Epilepsy: GABA/Glutamate Imbalance and the Ketogenic Diet as Standard of Care
Epilepsy was the first neurological condition shown to respond to ketogenic therapy — a century of evidence. Five cases illustrating how ketones raise GABA, reduce glutamate, and restore the seizure threshold.
TL;DR
GABA/glutamate imbalance, neural hyperexcitability, mitochondrial energy. Ketones → GABA↑ in astrocytes. 100yr evidence base. Five cases: drug-resistant focal, childhood absence, GLUT1 deficiency, Lennox-Gastaut, adult drug-resistant.

The physiology
Epilepsy is the condition in which the ketogenic diet's neurological mechanism was first scientifically documented — a century of evidence before metabolic psychiatry existed as a field. Seizures occur when neural excitability exceeds the inhibitory capacity of GABA-mediated circuits: glutamate, the primary excitatory neurotransmitter, fires in synchronised bursts that propagate through brain networks. The ketogenic diet raises brain GABA levels through direct metabolic conversion of BHB in astrocytes, reduces glutamate availability, and stabilises the mitochondrial energy supply that ion channel function depends upon.
For the approximately 30% of epilepsy patients who do not achieve seizure control with antiepileptic drugs, ketogenic therapy produces seizure reduction in roughly 50% of cases and complete seizure freedom in approximately 10–15%. It remains the standard of care for specific epilepsy syndromes including GLUT1 deficiency — a condition where the brain cannot import glucose at all and is entirely dependent on ketones for fuel.
Five stories
Lucas — Drug-resistant focal epilepsy
Lucas, 19, had focal onset impaired-awareness seizures since age 14 that had not responded to three antiepileptic medications. His neurologist referred him to a ketogenic diet clinic. Implementation under a dietitian's guidance was strict — classical 4:1 fat to protein-plus-carbohydrate ratio. Within three months his seizure frequency had fallen from approximately twenty per month to two. At six months he had his first fully seizure-free month in five years. He remains on a modified Atkins protocol — more flexible, same principle — four years later.

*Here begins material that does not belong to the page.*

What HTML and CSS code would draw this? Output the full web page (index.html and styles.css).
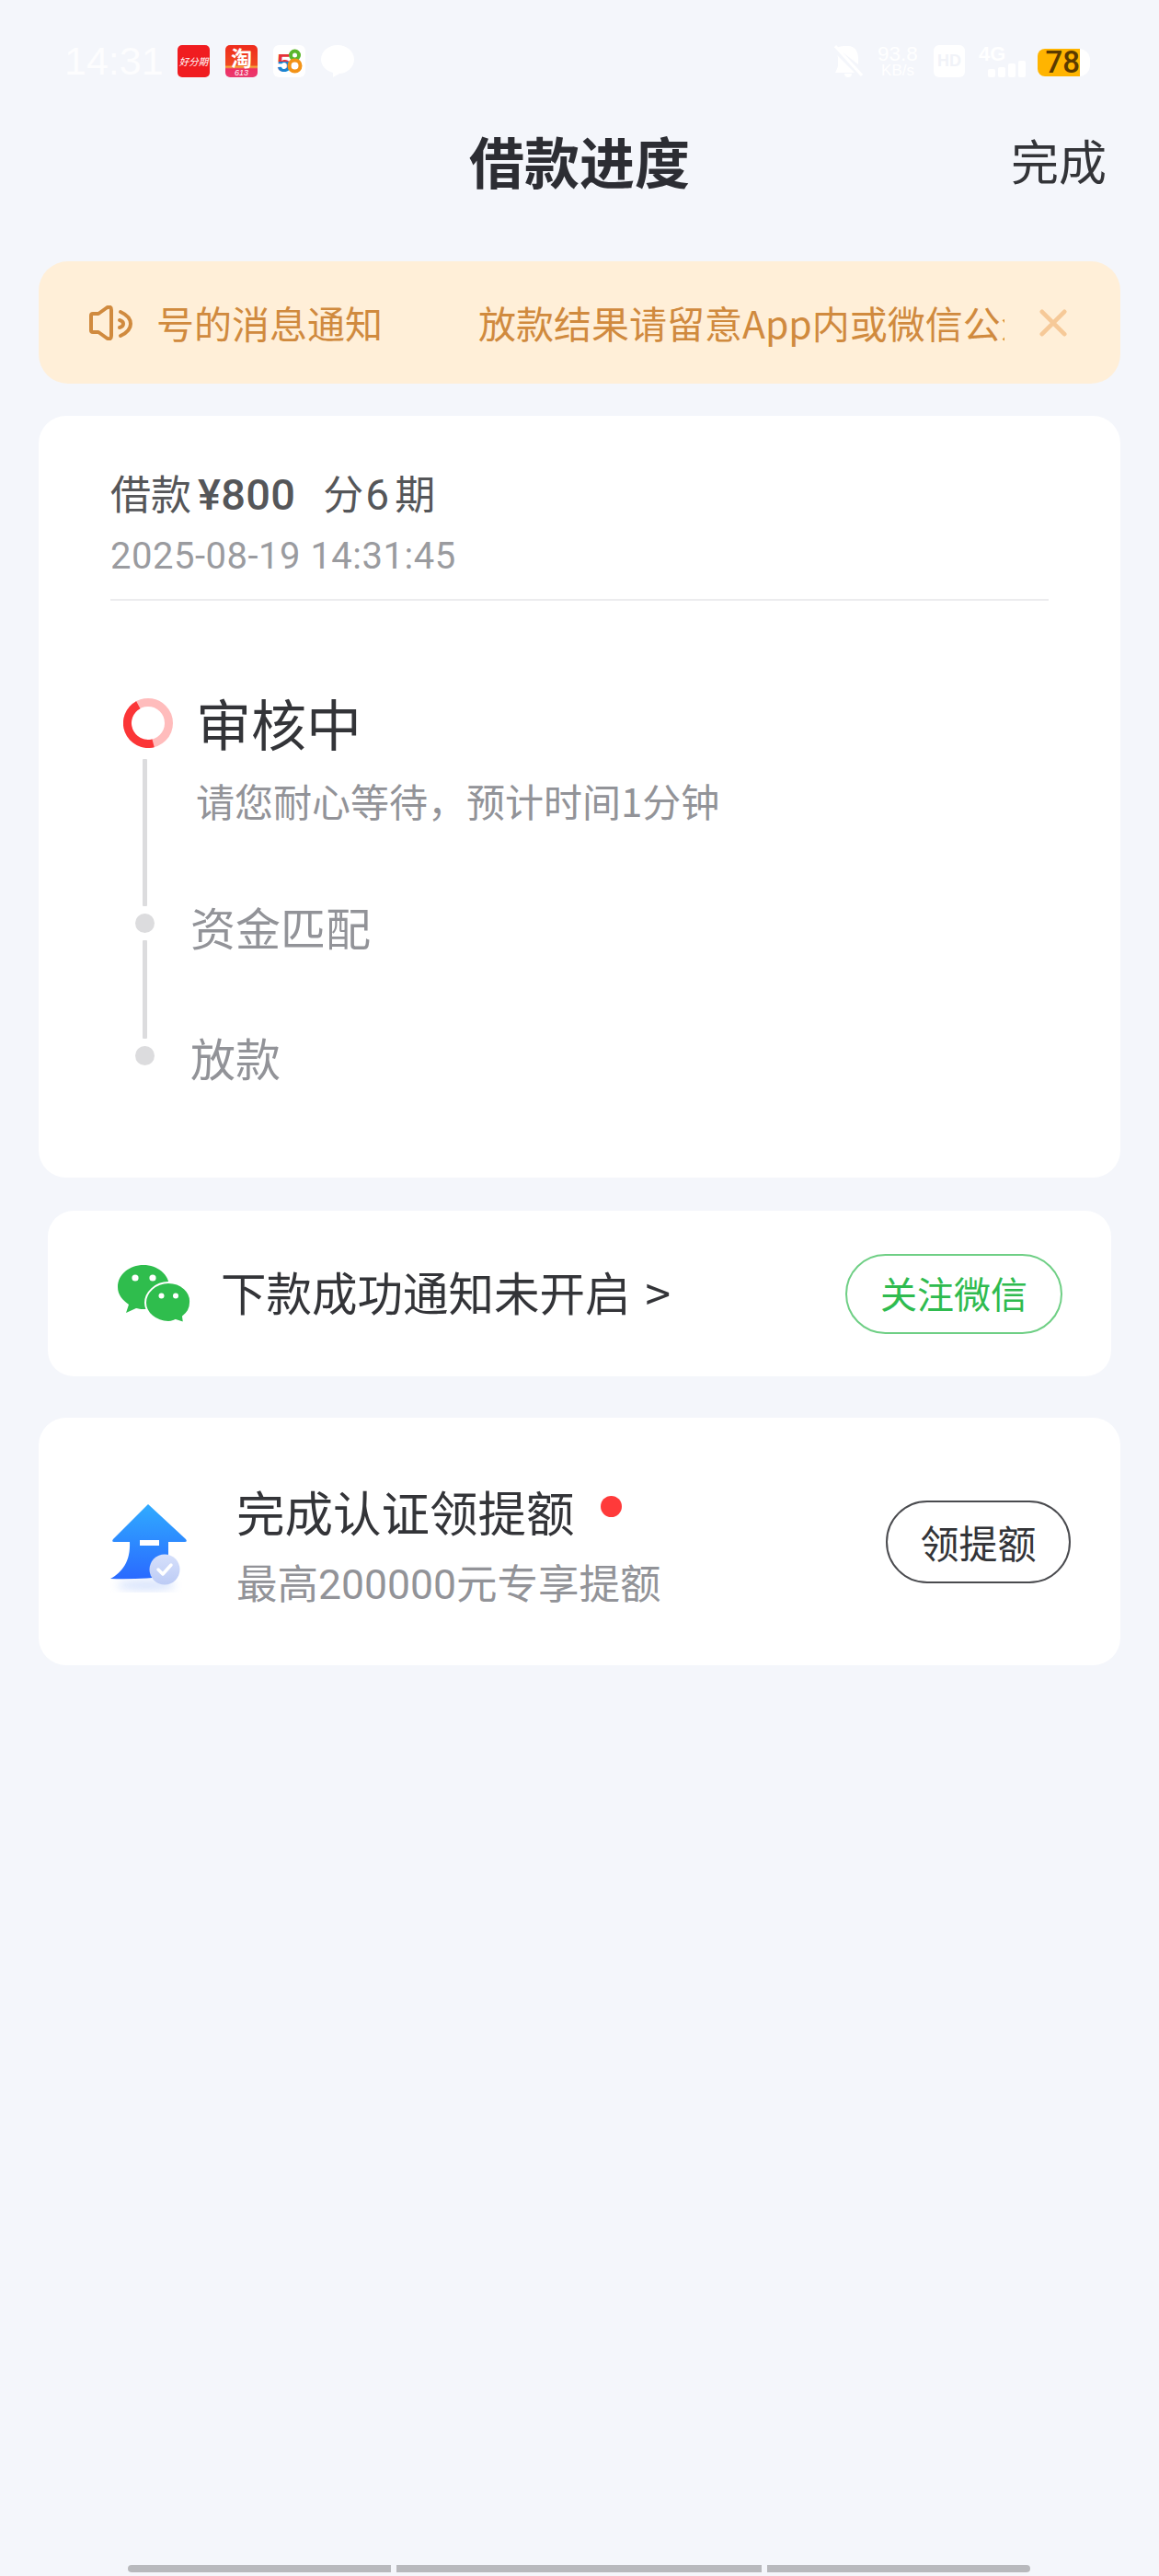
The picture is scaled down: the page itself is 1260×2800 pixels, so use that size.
FILE: index.html
```html
<!DOCTYPE html>
<html lang="zh-CN">
<head>
<meta charset="utf-8">
<title>借款进度</title>
<link rel="stylesheet" href="styles.css">
</head>
<body>
<div class="page">
  <div class="statusbar">
    <div class="status-left">
      <span class="time">14:31</span>
      <span class="app app-hfq">好分期</span>
      <span class="app app-tb"><span class="tb-main">淘</span><span class="tb-sub">613</span></span>
      <svg class="app app-58" viewBox="0 0 35 35">
        <defs><linearGradient id="five" x1="0" y1="0" x2="0" y2="1"><stop offset="0.45" stop-color="#e5333a"/><stop offset="0.46" stop-color="#1c83d0"/></linearGradient></defs>
        <rect width="35" height="35" rx="6" fill="#fff"/>
        <text x="4" y="29" class="five" fill="url(#five)">5</text>
        <circle cx="23.500" cy="11" r="4.500" fill="none" stroke="#5bb62c" stroke-width="4"/>
        <circle cx="23.500" cy="22.500" r="6" fill="none" stroke="#f39317" stroke-width="4"/>
      </svg>
      <svg class="chat" viewBox="0 0 36 36"><path d="M18 0C28 0 36 7 36 15.500S28 31 20 31L13 35 13 30C5 28 0 22 0 15.500 0 7 8 0 18 0Z" fill="#fff"/></svg>
    </div>
    <div class="status-right">
      <svg class="bell" viewBox="0 0 31 35"><path d="M15 1C23 1 26 8 26 14V21L3 3C6 1 10 1 15 1ZM1 9 22 30H1C2 27 4 25 4 22V14C4 12 3 11 1 9ZM11 31H19C19 34 17 35 15 35 13 35 11 34 11 31Z" fill="#fff"/><path d="M1 1 30 33" stroke="#fff" stroke-width="3"/></svg>
      <span class="speed"><span class="speed-num">93.8</span><span class="speed-unit">KB/s</span></span>
      <span class="hd">HD</span>
      <span class="net">
        <span class="net-label">4G</span>
        <span class="bars"><i class="bar b1"></i><i class="bar b2"></i><i class="bar b3"></i><i class="bar b4"></i></span>
      </span>
      <span class="battery"><span class="battery-fill">78</span></span>
    </div>
  </div>

  <header class="nav">
    <span></span>
    <h1 class="nav-title">借款进度</h1>
    <span class="nav-action">完成</span>
  </header>

  <main class="content">
    <div class="notice">
      <svg class="speaker" viewBox="0 0 47 38" fill="none" stroke="#d08a3e" stroke-width="4" stroke-linecap="round" stroke-linejoin="round">
        <path d="M4 9H10L19 2.500Q24 0 24 5V33Q24 38 19 35.500L10 29H4Q2 29 2 27V11Q2 9 4 9Z"/>
        <path d="M34 7Q45 12 45 20T34 33"/>
        <path d="M33 16Q37 17 37 20T33 24"/>
      </svg>
      <div class="notice-clip">
        <span>号的消息通知</span>
        <span>放款结果请留意App内或微信公众号的消息通知</span>
      </div>
      <svg class="close" viewBox="0 0 32 32"><path d="M3 3 29 29M29 3 3 29" stroke="#f6c998" stroke-width="5" stroke-linecap="round"/></svg>
    </div>

    <section class="card progress">
      <div class="loan"><span class="loan-word">借款</span><span class="loan-amt">¥800</span><span class="loan-word loan-fen">分</span><span class="loan-six">6</span><span class="loan-word">期</span></div>
      <div class="loan-date">2025-08-19 14:31:45</div>
      <div class="divider"></div>
      <div class="timeline">
        <div class="rail">
          <svg class="ring" viewBox="0 0 54 54" fill="none" stroke-width="9">
            <circle cx="27" cy="27" r="22.500" stroke="#ffbcbc"/>
            <path d="M16.300 7.200A22.500 22.500 0 0 0 32.600 48.800" stroke="#fb3537"/>
          </svg>
          <i class="line line-a"></i>
          <i class="dot"></i>
          <i class="line line-b"></i>
          <i class="dot"></i>
        </div>
        <div class="steps">
          <div class="step-active">审核中</div>
          <div class="step-desc">请您耐心等待，预计时间1分钟</div>
          <div class="step-next step-match">资金匹配</div>
          <div class="step-next step-pay">放款</div>
        </div>
      </div>
    </section>

    <section class="card wechat">
      <svg class="wechat-icon" viewBox="0 0 79 63">
        <path d="M28 0C43 0 56 10 56 24S43 48 28 48C25 48 22 47.500 20 47L9 52 12 43C5 38 0 32 0 24 0 10 13 0 28 0Z" fill="#2fbd4d"/>
        <circle cx="19" cy="14" r="3.600" fill="#fff"/><circle cx="38" cy="14" r="3.600" fill="#fff"/>
        <path d="M55 19C69 19 80 29 79 41 79 48 75 53 71 56L72 63 63 60C60 61 58 62 55 62 41 62 30 52 30 41S41 19 55 19Z" fill="#2fbd4d" stroke="#fff" stroke-width="2"/>
        <circle cx="47.500" cy="33.500" r="3" fill="#fff"/><circle cx="63" cy="33.500" r="3" fill="#fff"/>
      </svg>
      <span class="wechat-text">下款成功通知未开启<span class="wechat-arrow">&gt;</span></span>
      <span class="btn btn-green">关注微信</span>
    </section>

    <section class="card upgrade">
      <svg class="upgrade-icon" viewBox="0 0 95 110">
        <defs>
          <linearGradient id="arrow" x1="0" y1="0" x2="0" y2="1"><stop offset="0" stop-color="#30abff"/><stop offset="1" stop-color="#2a6aff"/></linearGradient>
          <linearGradient id="badge" x1="0" y1="0" x2="0" y2="1"><stop offset="0" stop-color="#d6e0fb"/><stop offset="1" stop-color="#bccbf5"/></linearGradient>
          <filter id="soft"><feGaussianBlur stdDeviation="5"/></filter>
        </defs>
        <ellipse cx="44" cy="92" rx="32" ry="6" fill="#c9d9fb" opacity="0.700" filter="url(#soft)"/>
        <path d="M46 4 87 42Q89 45 86 45H68V82Q40 86 5 85C18 78 27 66 26 45H9Q6 45 8 42Z" fill="url(#arrow)"/>
        <rect x="37" y="43" width="21" height="6" fill="#fff"/>
        <circle cx="64" cy="75" r="16.500" fill="url(#badge)"/>
        <path d="M57 75 62 80 71 70" fill="none" stroke="#fff" stroke-width="3.500" stroke-linecap="round" stroke-linejoin="round"/>
      </svg>
      <div class="upgrade-body">
        <div class="upgrade-head"><span class="upgrade-title">完成认证领提额</span><i class="red-dot"></i></div>
        <div class="upgrade-sub">最高200000元专享提额</div>
      </div>
      <span class="btn btn-dark">领提额</span>
    </section>
  </main>

  <div class="home-bar"><i class="seg seg-a"></i><i class="seg seg-b"></i><i class="seg seg-c"></i></div>
</div>
</body>
</html>
```
FILE: styles.css
```css
* { box-sizing: border-box; }
html, body { margin: 0; padding: 0; }
body {
  background: #f4f6fb;
  font-family: "Noto Sans CJK SC", "Noto Sans", sans-serif;
  color: #333438;
}
.page { width: 1260px; height: 2800px; display: flex; flex-direction: column; }

/* status bar */
.statusbar { display: flex; justify-content: space-between; align-items: center; height: 35px; margin-top: 49px; padding: 0 75px 0 70px; color: #fff; }
.status-left, .status-right { display: flex; align-items: center; }
.time { font: 43px/35px "Liberation Sans", sans-serif; width: 105px; margin-right: 18px; color: #fdfdfe; white-space: nowrap; }
.app { display: flex; width: 35px; height: 35px; border-radius: 5px; margin-right: 17px; }
.app-hfq { background: #f01c20; color: #fff; font-size: 10.500px; line-height: 35px; justify-content: center; font-style: italic; white-space: nowrap; }
.app-tb { flex-direction: column; align-items: center; background: linear-gradient(#ef2a1c 0, #f04a20 62%, #f5b23a 68%, #ee2f62 74%, #ea3a70 100%); color: #fff; }
.tb-main { font-size: 23px; line-height: 26px; font-weight: 700; }
.tb-sub { font: italic 9px/9px "Liberation Sans", sans-serif; }
.five { font: 700 28px "Liberation Sans", sans-serif; }
.chat { width: 36px; height: 36px; }
.bell { width: 31px; height: 35px; margin-right: 16px; }
.speed { display: flex; flex-direction: column; align-items: center; width: 44px; margin-right: 17px; font-family: "Liberation Sans", sans-serif; }
.speed-num { font-size: 22.500px; line-height: 20px; }
.speed-unit { font-size: 17px; line-height: 15px; }
.hd { width: 34px; height: 35px; border-radius: 6px; background: #fff; color: #f1f3f8; font: 700 18px/35px "Liberation Sans", sans-serif; text-align: center; margin-right: 15px; }
.net { position: relative; display: block; width: 51px; height: 35px; margin-right: 13px; }
.net-label { display: block; font: 700 22px/20px "Liberation Sans", sans-serif; }
.bars { position: absolute; right: 0; bottom: 0; display: flex; align-items: flex-end; gap: 3px; }
.bar { display: block; width: 8px; background: #fff; border-radius: 2px; }
.b1 { height: 9px; } .b2 { height: 11px; } .b3 { height: 15px; } .b4 { height: 18px; }
.battery { display: block; width: 57px; height: 30px; border-radius: 8px 12px 12px 8px; background: #fff; margin-top: 2px; }
.battery-fill { display: block; width: 46px; height: 30px; border-radius: 8px 0 0 8px; background: #ffb400; color: #5a3a00; font: 500 33px/30px Roboto, sans-serif; text-align: right; }

/* nav */
.nav { display: grid; grid-template-columns: 1fr auto 1fr; align-items: center; height: 80px; margin-top: 50px; padding: 0 57px; }
.nav-title { margin: 0; font-size: 60px; line-height: 80px; font-weight: 700; color: #2c2d33; }
.nav-action { justify-self: end; font-size: 52px; line-height: 80px; color: #333438; }

.content { padding: 0 42px; margin-top: 70px; display: flex; flex-direction: column; }

/* notice */
.notice { display: flex; align-items: center; height: 133px; background: #ffefd8; border-radius: 32px; padding: 0 58px 0 55px; }
.speaker { width: 47px; height: 38px; flex: none; margin-right: 26px; }
.notice-clip { display: flex; gap: 104px; flex: none; width: 922px; height: 60px; margin-top: -2px; overflow: hidden; white-space: nowrap; font-size: 41px; line-height: 60px; color: #d08a3e; }
.notice-clip span { flex: none; }
.close { width: 30px; height: 30px; margin-left: auto; }

.card { background: #fff; border-radius: 30px; }

/* progress */
.progress { margin-top: 35px; padding: 61px 78px 96px; height: 828px; }
.loan { display: flex; align-items: baseline; height: 50px; font-size: 44px; line-height: 50px; color: #555659; font-family: Roboto, "Noto Sans CJK SC", sans-serif; }
.loan-amt { margin-left: 7px; font-size: 47px; font-weight: 500; letter-spacing: 0.300px; }
.loan-fen { margin-left: 30px; }
.loan-six { margin: 0 6px 0 2px; font-size: 46px; }
.loan-date { margin-top: 17px; font: 40px/50px Roboto, sans-serif; letter-spacing: 0.500px; color: #9a9b9f; }
.divider { height: 2px; margin-top: 21px; background: #ececee; }
.timeline { display: flex; margin-top: 106px; }
.rail { flex: none; width: 60px; margin-left: 7.500px; display: flex; flex-direction: column; align-items: center; }
.ring { width: 54px; height: 54px; margin-left: 6px; flex: none; }
.line { display: block; width: 5px; background: #dcdcde; border-radius: 1px; flex: none; }
.line-a { height: 160px; margin-top: 12px; }
.line-b { height: 107px; margin-top: 8px; }
.dot { display: block; width: 21px; height: 21px; border-radius: 50%; background: #dcdcde; margin-top: 8px; flex: none; }
.steps { margin-left: 19.500px; display: flex; flex-direction: column; margin-top: -3px; }
.step-active { font-size: 60px; line-height: 58px; margin-left: 6px; color: #333438; }
.step-desc { font-size: 42px; line-height: 50px; margin-top: 31px; margin-left: 6px; color: #929398; }
.step-next { font-size: 49px; line-height: 60px; color: #929398; }
.step-match { margin-top: 82px; }
.step-pay { margin-top: 82px; }

/* wechat */
.wechat { display: flex; align-items: center; height: 180px; margin: 36px 10px 0; padding: 0 53px 0 76px; border-radius: 28px; }
.wechat-icon { width: 79px; height: 63px; flex: none; margin-right: 33px; }
.wechat-text { font-size: 49.500px; line-height: 60px; margin-top: -4px; color: #333438; white-space: nowrap; }
.wechat-arrow { margin-left: 16px; }
.btn { display: flex; align-items: center; justify-content: center; margin-left: auto; flex: none; border-radius: 50px; }
.btn-green { width: 236px; height: 87px; border: 2px solid #6fcf85; color: #2fbb4f; font-size: 40px; padding-bottom: 3px; }
.btn-dark { width: 201px; height: 90px; border: 2px solid #4a4b4f; color: #333438; font-size: 42px; }

/* upgrade */
.upgrade { display: flex; align-items: center; height: 269px; margin-top: 45px; padding: 0 54px 0 73px; }
.upgrade-icon { width: 95px; height: 110px; flex: none; margin-top: 20px; }
.upgrade-body { margin-left: 47px; margin-top: 13px; }
.upgrade-head { display: flex; }
.upgrade-title { font-size: 52.500px; line-height: 60px; color: #333438; }
.red-dot { display: block; width: 23px; height: 23px; border-radius: 50%; background: #ff3a3a; margin: 14px 0 0 28px; }
.upgrade-sub { margin-top: 21px; font-family: Roboto, "Noto Sans CJK SC", sans-serif; font-size: 44.500px; line-height: 60px; color: #929398; }

/* gesture bar */
.home-bar { display: flex; gap: 6px; margin: auto 0 4px 139px; height: 8px; }
.seg { display: block; height: 8px; background: #b8b9bd; }
.seg-a { width: 286px; border-radius: 4px 0 0 4px; }
.seg-b { width: 397px; }
.seg-c { width: 286px; border-radius: 0 4px 4px 0; }
```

Beatriz — Childhood absence epilepsy
Beatriz, 8, had hundreds of absence seizures per day — brief lapses in awareness that fragmented her learning and social development. Valproate produced partial control but caused liver enzyme elevation that concerned her parents. Her paediatric neurologist introduced the ketogenic diet. Within six weeks the absence events reduced by 85%. Her parents describe it as getting their daughter back — the child who could hold a conversation without disappearing mid-sentence.
Nathan — GLUT1 deficiency syndrome
Nathan, 12, was diagnosed with GLUT1 deficiency — his brain cannot import glucose across the blood-brain barrier. Without a ketogenic diet he would be entirely without brain fuel. His parents implemented the diet from infancy. On strict ketogenic nutrition his development has been near-normal; his neurological deficits mild. His case illustrates with unusual clarity the fundamental principle: when glucose metabolism fails, ketones rescue brain function.
Finn — Lennox-Gastaut syndrome
Finn, 6, had Lennox-Gastaut syndrome — one of the most severe childhood epilepsy syndromes. Drop attacks caused him to wear a helmet continuously. Three antiepileptic medications had produced minimal benefit. Ketogenic therapy reduced his drop attacks by 60% within four months. His parents describe the improvement as transformative — not a cure, but a meaningful reduction in the seizures most likely to injure him.
Rosa — Adult drug-resistant epilepsy
Rosa, 33, had focal epilepsy originating in the right temporal lobe that had not responded to surgical evaluation. She was offered the ketogenic diet as a last non-surgical option. Compliance was difficult as an adult with a full professional life, but she maintained a modified Atkins protocol. Seizure frequency fell by 70% over nine months. She achieved a driving licence — something she had been denied for a decade — eighteen months into the protocol.